• **Instructions for the task**:
Repeat the span of the entries below that starts at the line with "Clone this screenshot" and ends at the line with "106px 60px 60px", nothing more. Skip the pictures.

--- START Material for this task ---

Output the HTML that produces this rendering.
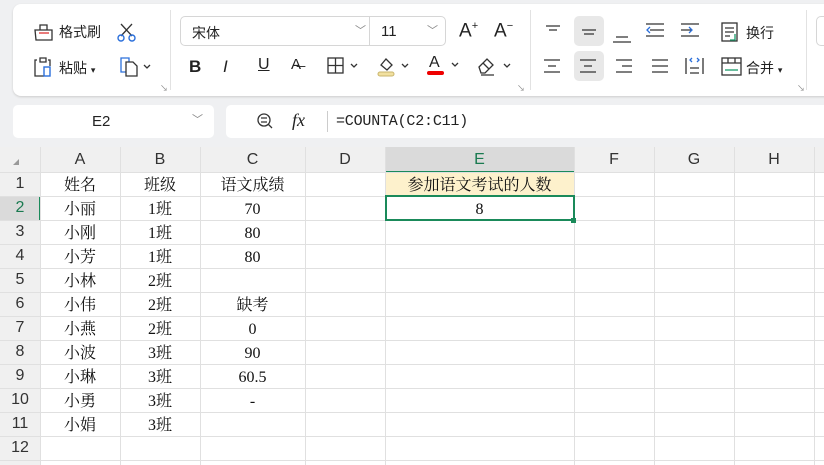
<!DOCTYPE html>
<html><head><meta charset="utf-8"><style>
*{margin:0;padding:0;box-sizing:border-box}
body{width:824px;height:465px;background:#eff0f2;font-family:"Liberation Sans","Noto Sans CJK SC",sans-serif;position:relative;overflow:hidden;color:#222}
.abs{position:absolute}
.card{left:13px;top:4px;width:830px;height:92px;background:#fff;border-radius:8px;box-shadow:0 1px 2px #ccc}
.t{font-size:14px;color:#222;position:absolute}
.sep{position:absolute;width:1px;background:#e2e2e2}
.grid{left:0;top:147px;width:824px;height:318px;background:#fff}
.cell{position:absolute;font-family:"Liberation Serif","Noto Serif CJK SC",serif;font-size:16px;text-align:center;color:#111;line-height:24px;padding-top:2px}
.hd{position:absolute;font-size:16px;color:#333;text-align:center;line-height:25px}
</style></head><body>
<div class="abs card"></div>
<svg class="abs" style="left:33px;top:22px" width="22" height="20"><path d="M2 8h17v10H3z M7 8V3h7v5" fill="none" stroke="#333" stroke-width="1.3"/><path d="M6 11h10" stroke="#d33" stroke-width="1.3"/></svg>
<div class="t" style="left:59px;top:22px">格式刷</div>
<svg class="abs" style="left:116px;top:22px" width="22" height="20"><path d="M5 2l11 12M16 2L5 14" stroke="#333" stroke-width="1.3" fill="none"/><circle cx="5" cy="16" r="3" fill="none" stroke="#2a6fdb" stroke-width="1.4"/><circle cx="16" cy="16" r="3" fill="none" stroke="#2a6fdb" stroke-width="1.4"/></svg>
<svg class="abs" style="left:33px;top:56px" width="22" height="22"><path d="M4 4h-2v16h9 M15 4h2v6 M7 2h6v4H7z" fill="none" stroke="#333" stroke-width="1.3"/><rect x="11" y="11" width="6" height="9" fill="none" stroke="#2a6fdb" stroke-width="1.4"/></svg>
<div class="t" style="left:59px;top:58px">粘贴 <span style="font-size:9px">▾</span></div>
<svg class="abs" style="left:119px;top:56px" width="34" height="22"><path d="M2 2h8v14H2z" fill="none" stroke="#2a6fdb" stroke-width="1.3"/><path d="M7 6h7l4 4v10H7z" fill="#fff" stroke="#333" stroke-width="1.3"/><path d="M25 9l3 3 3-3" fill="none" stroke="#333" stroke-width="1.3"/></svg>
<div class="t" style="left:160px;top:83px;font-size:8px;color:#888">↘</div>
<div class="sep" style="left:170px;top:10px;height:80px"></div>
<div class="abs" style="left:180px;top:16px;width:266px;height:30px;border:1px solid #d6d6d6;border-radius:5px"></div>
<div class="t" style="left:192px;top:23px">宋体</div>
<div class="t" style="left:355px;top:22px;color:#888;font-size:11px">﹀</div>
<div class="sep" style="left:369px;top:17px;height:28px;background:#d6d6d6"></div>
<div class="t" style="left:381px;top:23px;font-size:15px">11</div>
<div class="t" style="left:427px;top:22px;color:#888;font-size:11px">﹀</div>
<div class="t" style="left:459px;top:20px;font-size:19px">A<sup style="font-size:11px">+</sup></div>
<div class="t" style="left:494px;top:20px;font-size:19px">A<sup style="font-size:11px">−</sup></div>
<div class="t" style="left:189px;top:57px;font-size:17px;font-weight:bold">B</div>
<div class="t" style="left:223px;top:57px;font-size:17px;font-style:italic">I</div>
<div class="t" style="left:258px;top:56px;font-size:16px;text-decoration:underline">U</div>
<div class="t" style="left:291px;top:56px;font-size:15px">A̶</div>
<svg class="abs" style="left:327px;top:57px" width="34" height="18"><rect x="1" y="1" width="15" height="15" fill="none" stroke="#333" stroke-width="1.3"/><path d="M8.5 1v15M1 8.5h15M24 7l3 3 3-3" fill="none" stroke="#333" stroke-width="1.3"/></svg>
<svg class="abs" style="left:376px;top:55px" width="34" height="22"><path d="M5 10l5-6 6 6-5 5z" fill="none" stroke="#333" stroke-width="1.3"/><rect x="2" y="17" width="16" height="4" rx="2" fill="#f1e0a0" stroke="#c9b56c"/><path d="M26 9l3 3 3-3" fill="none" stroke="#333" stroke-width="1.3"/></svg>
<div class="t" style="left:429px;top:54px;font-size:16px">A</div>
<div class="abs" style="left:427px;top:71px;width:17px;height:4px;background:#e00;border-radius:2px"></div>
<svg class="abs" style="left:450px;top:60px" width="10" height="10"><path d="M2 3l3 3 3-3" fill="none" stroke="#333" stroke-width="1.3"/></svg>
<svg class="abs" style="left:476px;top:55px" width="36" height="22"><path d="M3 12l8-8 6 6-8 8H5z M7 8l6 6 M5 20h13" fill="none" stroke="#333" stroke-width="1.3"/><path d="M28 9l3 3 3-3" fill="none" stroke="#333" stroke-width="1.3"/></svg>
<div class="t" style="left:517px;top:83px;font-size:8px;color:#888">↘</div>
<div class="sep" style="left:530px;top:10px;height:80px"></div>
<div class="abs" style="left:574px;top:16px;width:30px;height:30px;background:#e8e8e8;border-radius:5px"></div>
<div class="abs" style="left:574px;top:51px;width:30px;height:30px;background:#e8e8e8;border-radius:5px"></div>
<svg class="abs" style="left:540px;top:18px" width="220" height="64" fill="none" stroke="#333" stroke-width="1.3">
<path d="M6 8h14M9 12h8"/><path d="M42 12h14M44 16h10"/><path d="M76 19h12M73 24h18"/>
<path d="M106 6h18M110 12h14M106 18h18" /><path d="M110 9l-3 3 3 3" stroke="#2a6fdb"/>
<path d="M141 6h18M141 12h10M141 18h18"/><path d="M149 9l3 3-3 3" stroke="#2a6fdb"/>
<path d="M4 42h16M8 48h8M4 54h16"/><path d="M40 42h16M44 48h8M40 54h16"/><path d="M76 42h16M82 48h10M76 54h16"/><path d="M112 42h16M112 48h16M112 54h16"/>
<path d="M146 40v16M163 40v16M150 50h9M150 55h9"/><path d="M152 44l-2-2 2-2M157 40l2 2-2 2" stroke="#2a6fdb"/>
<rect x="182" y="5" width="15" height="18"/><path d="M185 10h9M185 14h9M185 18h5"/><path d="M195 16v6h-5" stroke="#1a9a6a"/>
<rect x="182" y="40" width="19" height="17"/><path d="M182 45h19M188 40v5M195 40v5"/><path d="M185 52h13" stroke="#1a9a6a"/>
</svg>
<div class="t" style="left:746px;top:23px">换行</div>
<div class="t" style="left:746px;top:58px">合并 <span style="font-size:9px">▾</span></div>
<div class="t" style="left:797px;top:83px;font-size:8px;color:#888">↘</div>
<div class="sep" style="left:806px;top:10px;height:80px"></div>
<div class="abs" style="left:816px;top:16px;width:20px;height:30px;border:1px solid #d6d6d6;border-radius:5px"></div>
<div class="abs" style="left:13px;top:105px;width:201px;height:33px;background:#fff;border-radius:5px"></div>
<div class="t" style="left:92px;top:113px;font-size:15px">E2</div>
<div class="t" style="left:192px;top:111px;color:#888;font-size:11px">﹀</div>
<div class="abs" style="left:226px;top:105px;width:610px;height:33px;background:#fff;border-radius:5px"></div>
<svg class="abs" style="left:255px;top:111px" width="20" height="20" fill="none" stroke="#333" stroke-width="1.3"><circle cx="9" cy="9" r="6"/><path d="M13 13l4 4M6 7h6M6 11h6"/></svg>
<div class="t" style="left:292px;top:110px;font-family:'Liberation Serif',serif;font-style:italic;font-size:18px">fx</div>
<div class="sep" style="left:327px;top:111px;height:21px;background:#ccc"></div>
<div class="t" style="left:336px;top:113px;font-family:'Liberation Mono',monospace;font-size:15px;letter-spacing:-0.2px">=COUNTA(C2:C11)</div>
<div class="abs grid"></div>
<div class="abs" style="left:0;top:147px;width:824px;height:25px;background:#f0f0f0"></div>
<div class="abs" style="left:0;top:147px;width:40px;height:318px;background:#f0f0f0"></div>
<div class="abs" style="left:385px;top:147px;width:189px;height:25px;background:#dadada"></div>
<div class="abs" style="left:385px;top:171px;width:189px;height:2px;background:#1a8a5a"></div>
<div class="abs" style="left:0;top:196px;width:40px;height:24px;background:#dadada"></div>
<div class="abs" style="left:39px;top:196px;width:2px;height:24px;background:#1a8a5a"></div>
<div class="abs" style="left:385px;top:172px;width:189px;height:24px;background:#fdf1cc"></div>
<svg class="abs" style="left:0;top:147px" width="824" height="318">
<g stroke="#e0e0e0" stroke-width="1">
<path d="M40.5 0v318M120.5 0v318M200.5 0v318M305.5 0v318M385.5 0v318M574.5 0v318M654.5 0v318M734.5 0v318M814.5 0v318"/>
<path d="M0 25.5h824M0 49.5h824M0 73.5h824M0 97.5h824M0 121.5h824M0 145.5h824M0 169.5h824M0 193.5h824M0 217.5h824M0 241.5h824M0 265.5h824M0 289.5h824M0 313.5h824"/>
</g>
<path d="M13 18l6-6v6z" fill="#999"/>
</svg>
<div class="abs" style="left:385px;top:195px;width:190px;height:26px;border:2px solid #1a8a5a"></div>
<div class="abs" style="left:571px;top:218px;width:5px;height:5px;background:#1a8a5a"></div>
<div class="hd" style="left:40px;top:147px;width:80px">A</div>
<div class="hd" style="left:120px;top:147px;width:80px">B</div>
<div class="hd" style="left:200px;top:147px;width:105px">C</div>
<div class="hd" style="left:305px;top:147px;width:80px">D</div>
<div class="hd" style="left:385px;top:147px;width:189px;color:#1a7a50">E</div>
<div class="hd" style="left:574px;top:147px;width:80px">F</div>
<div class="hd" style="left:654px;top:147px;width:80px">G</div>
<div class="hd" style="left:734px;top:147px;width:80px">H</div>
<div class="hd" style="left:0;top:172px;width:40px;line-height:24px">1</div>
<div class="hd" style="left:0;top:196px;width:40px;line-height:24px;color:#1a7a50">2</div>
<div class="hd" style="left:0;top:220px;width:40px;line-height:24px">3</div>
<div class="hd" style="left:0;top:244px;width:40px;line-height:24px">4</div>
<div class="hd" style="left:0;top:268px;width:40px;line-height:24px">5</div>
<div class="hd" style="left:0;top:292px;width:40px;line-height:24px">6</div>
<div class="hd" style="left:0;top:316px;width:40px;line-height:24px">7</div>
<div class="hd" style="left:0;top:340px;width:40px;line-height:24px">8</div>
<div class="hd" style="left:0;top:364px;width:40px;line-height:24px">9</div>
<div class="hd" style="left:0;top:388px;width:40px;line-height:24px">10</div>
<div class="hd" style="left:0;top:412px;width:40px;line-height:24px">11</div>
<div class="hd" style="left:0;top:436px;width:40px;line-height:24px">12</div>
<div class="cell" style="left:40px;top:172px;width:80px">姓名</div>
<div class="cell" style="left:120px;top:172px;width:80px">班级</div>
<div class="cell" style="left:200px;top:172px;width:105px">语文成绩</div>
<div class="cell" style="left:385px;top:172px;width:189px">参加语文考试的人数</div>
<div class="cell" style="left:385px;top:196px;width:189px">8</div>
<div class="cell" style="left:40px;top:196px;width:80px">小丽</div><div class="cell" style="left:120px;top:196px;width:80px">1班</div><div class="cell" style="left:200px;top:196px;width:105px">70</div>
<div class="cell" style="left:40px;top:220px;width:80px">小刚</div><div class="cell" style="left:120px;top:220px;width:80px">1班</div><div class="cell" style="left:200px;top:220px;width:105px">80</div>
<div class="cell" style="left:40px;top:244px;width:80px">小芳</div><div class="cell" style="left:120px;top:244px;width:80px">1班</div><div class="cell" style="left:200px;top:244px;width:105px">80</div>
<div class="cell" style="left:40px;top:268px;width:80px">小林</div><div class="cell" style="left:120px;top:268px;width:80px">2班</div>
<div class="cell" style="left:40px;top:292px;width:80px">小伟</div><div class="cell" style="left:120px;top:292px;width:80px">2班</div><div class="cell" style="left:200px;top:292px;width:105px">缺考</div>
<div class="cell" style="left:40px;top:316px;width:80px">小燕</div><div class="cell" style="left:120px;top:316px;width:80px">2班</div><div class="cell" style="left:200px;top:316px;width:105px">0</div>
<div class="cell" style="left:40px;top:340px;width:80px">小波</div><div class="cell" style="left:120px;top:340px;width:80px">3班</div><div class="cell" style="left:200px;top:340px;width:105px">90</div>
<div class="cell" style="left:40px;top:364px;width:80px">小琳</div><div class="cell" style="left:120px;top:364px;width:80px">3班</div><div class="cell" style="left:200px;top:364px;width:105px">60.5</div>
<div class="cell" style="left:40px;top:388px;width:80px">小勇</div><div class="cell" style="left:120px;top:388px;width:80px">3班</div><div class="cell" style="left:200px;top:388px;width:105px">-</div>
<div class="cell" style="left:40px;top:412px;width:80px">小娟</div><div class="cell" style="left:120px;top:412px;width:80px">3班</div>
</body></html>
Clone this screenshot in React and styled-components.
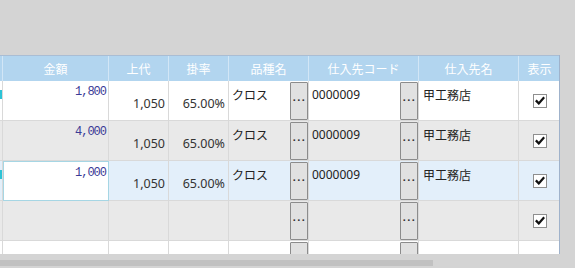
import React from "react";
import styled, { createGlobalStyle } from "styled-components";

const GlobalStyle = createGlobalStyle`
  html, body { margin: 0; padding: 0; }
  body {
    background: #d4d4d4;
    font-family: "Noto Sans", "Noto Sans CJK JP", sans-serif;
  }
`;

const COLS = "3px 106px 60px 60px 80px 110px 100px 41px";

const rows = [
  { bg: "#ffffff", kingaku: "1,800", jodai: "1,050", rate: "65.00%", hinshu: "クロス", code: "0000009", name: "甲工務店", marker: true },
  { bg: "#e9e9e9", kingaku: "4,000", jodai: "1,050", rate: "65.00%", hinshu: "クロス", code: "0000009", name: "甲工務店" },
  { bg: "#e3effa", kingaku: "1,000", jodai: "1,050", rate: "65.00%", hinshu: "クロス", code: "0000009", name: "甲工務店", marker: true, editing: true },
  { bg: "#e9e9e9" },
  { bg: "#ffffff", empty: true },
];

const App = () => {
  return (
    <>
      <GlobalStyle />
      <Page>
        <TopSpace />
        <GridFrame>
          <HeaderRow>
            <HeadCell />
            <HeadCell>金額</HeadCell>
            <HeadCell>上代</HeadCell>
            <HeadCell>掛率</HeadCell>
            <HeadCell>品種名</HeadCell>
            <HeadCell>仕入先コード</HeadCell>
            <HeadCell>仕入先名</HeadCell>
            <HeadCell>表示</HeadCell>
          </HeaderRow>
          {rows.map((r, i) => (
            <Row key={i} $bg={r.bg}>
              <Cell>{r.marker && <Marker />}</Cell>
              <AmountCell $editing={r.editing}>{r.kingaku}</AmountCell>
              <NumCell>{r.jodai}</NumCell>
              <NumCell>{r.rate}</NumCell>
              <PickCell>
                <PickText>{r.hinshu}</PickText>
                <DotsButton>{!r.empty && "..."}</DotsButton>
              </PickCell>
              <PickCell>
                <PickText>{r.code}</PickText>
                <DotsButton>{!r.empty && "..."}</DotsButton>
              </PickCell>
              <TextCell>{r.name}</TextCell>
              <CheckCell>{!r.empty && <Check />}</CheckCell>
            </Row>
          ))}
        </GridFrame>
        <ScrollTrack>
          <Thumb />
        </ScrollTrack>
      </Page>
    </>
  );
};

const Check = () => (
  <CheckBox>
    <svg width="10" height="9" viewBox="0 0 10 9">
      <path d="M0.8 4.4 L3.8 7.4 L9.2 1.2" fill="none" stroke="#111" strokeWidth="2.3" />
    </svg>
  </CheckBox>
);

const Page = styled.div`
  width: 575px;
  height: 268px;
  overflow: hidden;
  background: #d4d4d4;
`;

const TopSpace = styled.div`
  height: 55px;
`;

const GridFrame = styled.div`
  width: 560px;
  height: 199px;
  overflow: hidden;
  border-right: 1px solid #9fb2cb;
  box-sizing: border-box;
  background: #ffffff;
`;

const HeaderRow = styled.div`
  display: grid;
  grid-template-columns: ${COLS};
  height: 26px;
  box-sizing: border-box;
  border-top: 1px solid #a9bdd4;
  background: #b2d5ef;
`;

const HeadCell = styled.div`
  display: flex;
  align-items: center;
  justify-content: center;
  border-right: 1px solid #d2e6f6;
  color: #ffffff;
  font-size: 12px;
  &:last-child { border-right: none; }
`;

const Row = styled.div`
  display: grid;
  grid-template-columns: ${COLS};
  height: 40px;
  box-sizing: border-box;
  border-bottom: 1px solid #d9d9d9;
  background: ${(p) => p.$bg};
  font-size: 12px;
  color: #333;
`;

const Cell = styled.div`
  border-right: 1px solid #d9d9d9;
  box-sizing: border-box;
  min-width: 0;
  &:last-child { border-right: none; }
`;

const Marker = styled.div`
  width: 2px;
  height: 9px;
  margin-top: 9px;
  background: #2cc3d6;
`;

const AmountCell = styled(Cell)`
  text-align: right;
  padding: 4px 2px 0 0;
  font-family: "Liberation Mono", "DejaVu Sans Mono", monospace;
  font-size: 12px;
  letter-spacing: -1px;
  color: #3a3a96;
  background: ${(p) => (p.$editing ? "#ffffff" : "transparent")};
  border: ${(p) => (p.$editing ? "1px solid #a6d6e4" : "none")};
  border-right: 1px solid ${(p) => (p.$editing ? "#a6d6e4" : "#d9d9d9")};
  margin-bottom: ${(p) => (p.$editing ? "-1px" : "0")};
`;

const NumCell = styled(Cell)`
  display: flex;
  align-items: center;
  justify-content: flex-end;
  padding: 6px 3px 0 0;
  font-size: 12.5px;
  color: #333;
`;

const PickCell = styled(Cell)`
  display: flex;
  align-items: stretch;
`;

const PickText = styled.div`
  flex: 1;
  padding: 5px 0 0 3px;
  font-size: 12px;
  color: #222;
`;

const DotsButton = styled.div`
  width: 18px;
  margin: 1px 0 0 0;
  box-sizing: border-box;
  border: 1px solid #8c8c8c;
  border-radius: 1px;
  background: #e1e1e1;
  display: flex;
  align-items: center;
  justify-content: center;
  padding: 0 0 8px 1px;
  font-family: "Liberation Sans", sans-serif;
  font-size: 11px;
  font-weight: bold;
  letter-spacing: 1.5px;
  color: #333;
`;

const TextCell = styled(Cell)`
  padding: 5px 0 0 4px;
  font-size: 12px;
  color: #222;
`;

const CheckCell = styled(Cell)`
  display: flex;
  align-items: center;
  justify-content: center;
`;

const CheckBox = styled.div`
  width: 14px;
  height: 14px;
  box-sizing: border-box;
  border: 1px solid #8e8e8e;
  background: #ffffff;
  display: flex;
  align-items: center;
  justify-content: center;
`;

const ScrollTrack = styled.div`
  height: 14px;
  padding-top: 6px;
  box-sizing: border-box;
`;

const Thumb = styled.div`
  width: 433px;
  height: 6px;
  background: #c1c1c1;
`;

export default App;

--- END Material for this task ---

• **Solution to this task**:
Clone this screenshot in React and styled-components.
import React from "react";
import styled, { createGlobalStyle } from "styled-components";

const GlobalStyle = createGlobalStyle`
  html, body { margin: 0; padding: 0; }
  body {
    background: #d4d4d4;
    font-family: "Noto Sans", "Noto Sans CJK JP", sans-serif;
  }
`;

const COLS = "3px 106px 60px 60px 80px 110px 100px 41px";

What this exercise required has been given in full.